We evaluated the regulatory activity of cCREs using four complementary functional assays: genome-wide STARR-seq, MPRA, CRISPR perturbations, and transgenic mouse enhancer assays. Across these assays, nearly all human cCREs (97%) were tested in at least one cellular context, with a substantial fraction showing significant activity. Because STARR-seq provided the highest throughput and enabled systematic assessment of both activating and repressive effects, we focused subsequent analyses on this assay. To resolve cCRE-specific activity from STARR fragments that often span multiple elements, we developed CAPRA, a CRE-centric framework that quantifies enhancer and silencer activity and supports downstream analyses of cell type specificity, sequence features, and combinatorial interactions.
Frequently Asked Questions
Each functional assay tests regulatory activity in a different biological and experimental context. In MPRA experiments, cCREs are typically placed adjacent to a promoter, testing intrinsic sequence-driven regulatory potential. In STARR-seq, cCREs are embedded in the 3′ untranslated region of a reporter transcript, enabling high-throughput detection of both activating and repressive effects but outside native chromatin. In contrast, CRISPR perturbation assays interrogate cCREs in their endogenous genomic and chromatin context, using context-specific transcriptional readouts. These differences are informative rather than contradictory: together, they distinguish cCREs with latent regulatory potential from those that are active in specific chromatin environments. Even within a single assay type, technical factors (e.g., library design or experimental implementation across laboratories) can influence results. We systematically evaluated these sources of variability and their implications in Supplementary Note 2.1.
Across all functional assays, approximately 28% of tested cCREs showed significant activity in at least one assay and cellular context. This estimate likely underrepresents the true fraction of functional elements, as most assays were performed in a limited number of cell types and are biased toward detecting enhancer activity. In K562 cells—where the most extensive functional data are available—91% of promoter cCREs and 65% of enhancer cCREs exhibited significant activity. These higher rates highlight the strong dependence of functional readouts on biosample selection and underscore the importance of expanding assays across additional cellular contexts.
Although whole-genome STARR-seq assays test regulatory sequences outside their native chromatin context, they directly probe the intrinsic regulatory potential encoded in DNA sequence. This makes STARR-seq particularly powerful for identifying sequence features that can drive activation or repression when the appropriate transcription factors are present. Our cross-cell-type analyses show that STARR-seq activity patterns closely reflect differences in transcription factor availability across biosamples, linking sequence composition to cell type-specific regulatory activity. In this way, STARR-seq complements chromatin-based and CRISPR perturbation assays by separating sequence-driven potential from chromatin accessibility and higher-order genomic context.

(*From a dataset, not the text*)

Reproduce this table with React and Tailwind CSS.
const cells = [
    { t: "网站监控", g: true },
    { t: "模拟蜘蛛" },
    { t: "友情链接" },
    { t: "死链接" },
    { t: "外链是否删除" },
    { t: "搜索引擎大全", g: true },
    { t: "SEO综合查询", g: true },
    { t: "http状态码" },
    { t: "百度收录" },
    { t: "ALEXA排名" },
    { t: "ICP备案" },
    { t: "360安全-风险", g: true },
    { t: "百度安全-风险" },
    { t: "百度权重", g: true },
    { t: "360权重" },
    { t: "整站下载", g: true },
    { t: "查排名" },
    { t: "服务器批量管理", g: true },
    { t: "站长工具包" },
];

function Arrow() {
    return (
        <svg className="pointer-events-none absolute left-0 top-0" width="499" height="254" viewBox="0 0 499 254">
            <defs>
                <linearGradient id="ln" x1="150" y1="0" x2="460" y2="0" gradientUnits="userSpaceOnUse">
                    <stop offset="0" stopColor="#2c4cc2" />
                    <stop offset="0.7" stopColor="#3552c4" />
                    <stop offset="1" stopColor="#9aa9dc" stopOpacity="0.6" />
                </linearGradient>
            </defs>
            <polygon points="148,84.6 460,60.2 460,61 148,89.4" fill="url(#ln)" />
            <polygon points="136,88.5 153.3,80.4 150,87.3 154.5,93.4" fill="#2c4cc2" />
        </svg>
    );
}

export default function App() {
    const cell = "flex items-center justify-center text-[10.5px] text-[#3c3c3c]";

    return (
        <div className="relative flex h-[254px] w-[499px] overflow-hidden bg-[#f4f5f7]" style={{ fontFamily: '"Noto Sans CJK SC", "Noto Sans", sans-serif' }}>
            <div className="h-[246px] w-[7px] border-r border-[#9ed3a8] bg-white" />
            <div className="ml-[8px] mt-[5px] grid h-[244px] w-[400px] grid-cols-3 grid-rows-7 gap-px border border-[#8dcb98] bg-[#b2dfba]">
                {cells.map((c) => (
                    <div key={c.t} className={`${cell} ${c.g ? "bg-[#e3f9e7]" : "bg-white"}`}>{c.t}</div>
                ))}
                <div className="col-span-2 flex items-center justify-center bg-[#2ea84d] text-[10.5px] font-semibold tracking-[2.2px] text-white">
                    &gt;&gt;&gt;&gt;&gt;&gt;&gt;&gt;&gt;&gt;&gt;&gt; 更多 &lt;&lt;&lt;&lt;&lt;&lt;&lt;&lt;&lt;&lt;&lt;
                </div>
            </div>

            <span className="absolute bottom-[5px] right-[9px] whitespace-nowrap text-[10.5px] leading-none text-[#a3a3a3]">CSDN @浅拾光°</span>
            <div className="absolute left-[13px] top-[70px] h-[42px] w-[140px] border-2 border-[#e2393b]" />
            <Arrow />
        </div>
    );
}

CAPRA anchors functional analysis directly on annotated cCREs, enabling element-level interpretation of WG-STARR-seq data. In these human WG-STARR-seq experiments, reporter fragments did not include unique molecular identifiers (UMIs), making it difficult to directly match individual DNA input fragments to their corresponding RNA outputs. As a result, traditional analyses rely on peak calling, which often aggregates signal across large genomic regions and obscures the contributions of individual regulatory elements. By quantifying RNA-to-DNA ratios at cCRE anchors, CAPRA resolves enhancer and silencer activity at single-element resolution and enables systematic analyses of sequence features, cell type specificity, and combinatorial interactions between cCREs.

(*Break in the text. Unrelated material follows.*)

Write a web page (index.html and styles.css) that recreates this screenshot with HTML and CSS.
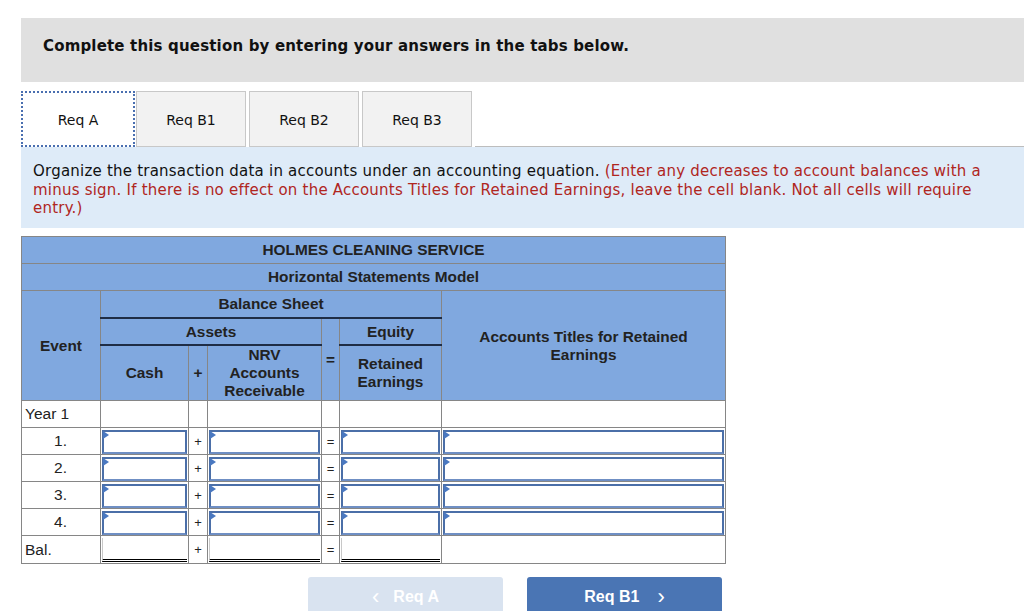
FILE: index.html
```html
<!DOCTYPE html>
<html>
<head>
<meta charset="utf-8">
<link rel="stylesheet" href="styles.css">
</head>
<body>
<div class="page">
  <div class="banner">Complete this question by entering your answers in the tabs below.</div>
  <div class="tabs">
    <div class="tab active">Req A</div>
    <div class="tab">Req B1</div>
    <div class="tab">Req B2</div>
    <div class="tab">Req B3</div>
    <div class="tab-fill"></div>
  </div>
  <div class="instructions">Organize the transaction data in accounts under an accounting equation. <span class="red">(Enter any decreases to account balances with a minus sign. If there is no effect on the Accounts Titles for Retained Earnings, leave the cell blank. Not all cells will require entry.)</span></div>

  <table class="model">
    <colgroup>
      <col class="c-event"><col class="c-cash"><col class="c-op"><col class="c-nrv"><col class="c-eq"><col class="c-re"><col class="c-acct">
    </colgroup>
    <thead>
      <tr class="hrow"><th colspan="7">HOLMES CLEANING SERVICE</th></tr>
      <tr class="hrow"><th colspan="7">Horizontal Statements Model</th></tr>
      <tr class="hrow"><th rowspan="3">Event</th><th colspan="5" class="dark-b">Balance Sheet</th><th rowspan="3" class="acct-h">Accounts Titles for Retained<br>Earnings</th></tr>
      <tr class="hrow mid"><th colspan="3" class="dark-b dark-t">Assets</th><th rowspan="2" class="op">=</th><th class="dark-b dark-t">Equity</th></tr>
      <tr class="hrow tall"><th>Cash</th><th class="op">+</th><th>NRV<br>Accounts<br>Receivable</th><th>Retained<br>Earnings</th></tr>
    </thead>
    <tbody>
      <tr><td class="lbl">Year 1</td><td></td><td></td><td></td><td></td><td></td><td></td></tr>
      <tr><td class="num">1.</td><td class="in"><span class="box"></span></td><td class="op">+</td><td class="in"><span class="box"></span></td><td class="op">=</td><td class="in"><span class="box"></span></td><td class="in"><span class="box"></span></td></tr>
      <tr><td class="num">2.</td><td class="in"><span class="box"></span></td><td class="op">+</td><td class="in"><span class="box"></span></td><td class="op">=</td><td class="in"><span class="box"></span></td><td class="in"><span class="box"></span></td></tr>
      <tr><td class="num">3.</td><td class="in"><span class="box"></span></td><td class="op">+</td><td class="in"><span class="box"></span></td><td class="op">=</td><td class="in"><span class="box"></span></td><td class="in"><span class="box"></span></td></tr>
      <tr><td class="num">4.</td><td class="in"><span class="box"></span></td><td class="op">+</td><td class="in"><span class="box"></span></td><td class="op">=</td><td class="in"><span class="box"></span></td><td class="in"><span class="box"></span></td></tr>
      <tr><td class="lbl">Bal.</td><td class="bal"><span class="dbl"></span></td><td class="op">+</td><td class="bal"><span class="dbl"></span></td><td class="op">=</td><td class="bal"><span class="dbl"></span></td><td></td></tr>
    </tbody>
  </table>

  <div class="nav">
    <div class="btn prev"><span class="chev">&lsaquo;</span>Req A</div>
    <div class="btn next">Req B1<span class="chev">&rsaquo;</span></div>
  </div>
</div>
</body>
</html>
```

FILE: styles.css
```css
html, body {
  margin: 0;
  padding: 0;
  background: #fff;
}
.page {
  padding: 18px 0 0 21px;
  font-family: "DejaVu Sans", Verdana, sans-serif;
}
.banner {
  background: #e0e0e0;
  height: 64px;
  box-sizing: border-box;
  padding: 19px 0 0 22px;
  font-weight: bold;
  font-size: 15px;
  letter-spacing: 0.17px;
  color: #111;
}
.tabs {
  display: flex;
  margin-top: 9px;
  height: 56px;
}
.tab {
  box-sizing: border-box;
  width: 110px;
  height: 56px;
  padding-top: 2px;
  background: #f2f2f2;
  border: 1px solid #c8c8c8;
  margin-right: 3px;
  display: flex;
  align-items: center;
  justify-content: center;
  font-size: 14px;
  color: #111;
}
.tab.active {
  width: 114px;
  margin-right: 1px;
  background: #fff;
  border: 2px dotted #4a6fb0;
}
.tab-fill {
  flex: 1;
  border-bottom: 1px solid #bdbdbd;
}
.instructions {
  background: #deebf8;
  height: 81px;
  box-sizing: border-box;
  padding: 15px 20px 0 12px;
  font-size: 15px;
  letter-spacing: 0.22px;
  line-height: 18.6px;
  color: #111;
}
.red {
  color: #b0261e;
}
table.model {
  margin-top: 8px;
  border-collapse: collapse;
  table-layout: fixed;
  width: 704px;
  font-family: "Liberation Sans", Arial, sans-serif;
  font-size: 15.4px;
  color: #222;
}
.c-event { width: 79px; }
.c-cash { width: 88px; }
.c-op { width: 19px; }
.c-nrv { width: 114px; }
.c-eq { width: 18px; }
.c-re { width: 102px; }
.c-acct { width: 284px; }
.model th {
  background: #80a8df;
  border: 1px solid #868686;
  font-weight: bold;
  height: 26px;
  padding: 0;
  line-height: 18px;
  text-align: center;
}
.model tr.mid th {
  height: 25px;
}
.model tr.tall th {
  height: 54px;
}
.model th.dark-b {
  border-bottom: 2px solid #1f2d45;
}
.model th.dark-t {
  border-top: 2px solid #1f2d45;
}
.model th.acct-h {
  vertical-align: middle;
}
.model td {
  border: 1px solid #868686;
  height: 26px;
  padding: 0;
  vertical-align: middle;
  font-size: 15.5px;
}
.model td.lbl {
  padding-left: 3px;
}
.model td.num {
  text-align: right;
  padding-right: 33px;
}
.model td.op {
  text-align: center;
  font-size: 13px;
}
.model td.in {
  padding: 1px 1px 0 1px;
  height: 25px;
}
.box {
  position: relative;
  display: block;
  height: 20px;
  border: 2px solid #4b6fa8;
  border-bottom-color: #6f8fc4;
  background: #fff;
}
.box::before {
  content: "";
  position: absolute;
  left: -1px;
  top: -1px;
  border-left: 6px solid #4a78c0;
  border-top: 4px solid transparent;
  border-bottom: 4px solid transparent;
}
.model td.bal {
  vertical-align: bottom;
  padding: 0 1px 1px 1px;
}
.dbl {
  display: block;
  height: 21px;
  border-left: 1px solid #c8c8c8;
  border-bottom: 3px double #000;
}
.nav {
  display: flex;
  gap: 24px;
  margin-top: 13px;
  padding-left: 287px;
  font-family: "Liberation Sans", Arial, sans-serif;
}
.btn {
  width: 195px;
  height: 40px;
  border-radius: 3px 3px 0 0;
  display: flex;
  justify-content: center;
  padding-top: 11px;
  box-sizing: border-box;
  color: #fff;
  font-weight: bold;
  font-size: 16px;
}
.btn.prev {
  background: #d9e3f0;
}
.btn.next {
  background: #4a75b4;
}
.chev {
  font-size: 22px;
  line-height: 17px;
  font-weight: normal;
}
.prev .chev { margin-right: 14px; }
.next .chev { margin-left: 18px; }
```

Motif enrichment analyses of cell type–specific STARR-seq activity revealed expected transcription factors in K562 and HepG2, but also highlighted TP53 and GFI1B motifs in HepG2-active enhancers. TP53-associated enhancers were active in cell lines with functional TP53 but inactive in K562, consistent with known differences in TP53 status across these lines. This illustrates how regulatory activity measured in cancer cell lines can reflect disruptions to underlying regulatory programs.
In contrast, GFI1B—a transcriptional repressor expressed in erythroid cells—was associated with cCREs that showed reduced or repressive activity in K562. This provided early evidence that our STARR-seq–based framework can detect silencing behavior, a property we later leverage to identify and characterize silencer elements genome-wide.
Top: Genome browser view of three distal enhancer cCREs (denoted by 1-3) in the MTNR1A intron with DNase (green) and H3K27ac (yellow) signals in K562. A STARR-seq peak is shown in black. Bottom: CAPRA quantifications for the three enhancers shown in top: EH38E3620077 (1), EH38E3620078 (2) and EH38E3620079 (3) using solo fragments (top) and double fragments (bottom). High quantifications are denoted in purple (CAPRA, p = 0.03).